A steady diet of Ultraman and Japanese Monster Movies on television and in theaters as a little snot growing up in San Francisco. Then, in grammar school, we had a field trip to Japantown in 1973, and I saw my first Bullmarks, up close and personal (I still have one MIB with the original price tag of $1.95). Those were the days...
I grew up on Japanese robots....Mazinger Z, Voltes V, Getta Robo, Daimos, Grandizer, Gaiking...the really cool robots. Along with those were Go Rangers (Banbadabanbanban banbadabanbanban...), JakQ, Spacekateers, and of course Gatchaman. I knew about godzilla, matango, rodan, and all the other kaiju...along with Ultraman and Ultra7 but they all eventually got banned by the goverment. There are some interesting theories as to why... I actually had a lot of toys that are considered vintage now when I was growing up...mostly die-cast, and a lot of which I wish I still had no matter how beat up it was.
I loved Japanese monsters as a little kid, to my mom's initial concern.
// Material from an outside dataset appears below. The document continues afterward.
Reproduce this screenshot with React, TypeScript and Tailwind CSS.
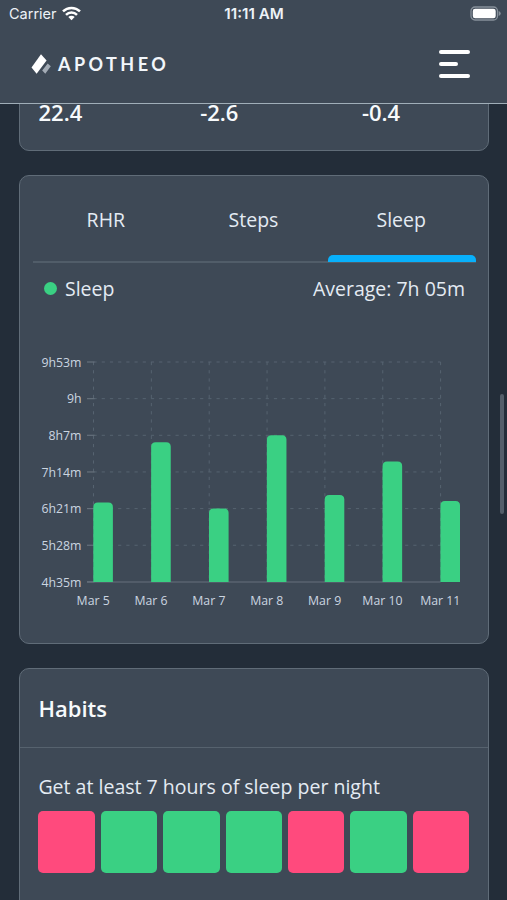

As a slightly bigger kid, my younger brother was totally obsessed with all monsters, especially Japanese. Our dad would occasionally drive us to Japan Center in San Francisco where we'd buy vinyl kaiju for Will (my bro.) Imagine ... now-vintage Bullmarks and Popys, probably for about thee dollars or so, each. (This was early-to-mid 1970s.) Those toys got pretty badly beat up. You know how boys are ... we'd attach M-80s to them and blow them up and stuff. We weren't thinking "collectable" at all. All that survived were some wooden toys that my grandfather built and the famously indestructible Tonka trucks. Bye-bye old kaiju. Over the years I remained fascinated by kaiju toys but had no bearings. All I really saw was Bandai stuff that didn't seem quite good enough to buy. Then I briefly got into Muttpop when they were brand new, related to interest in all things culturally Mexican, and quickly gravitated to Skullbrain and Super7. Weird how a fascination with Lucha Libre led me back to Japan, but interests can be like that. At last, bearings found!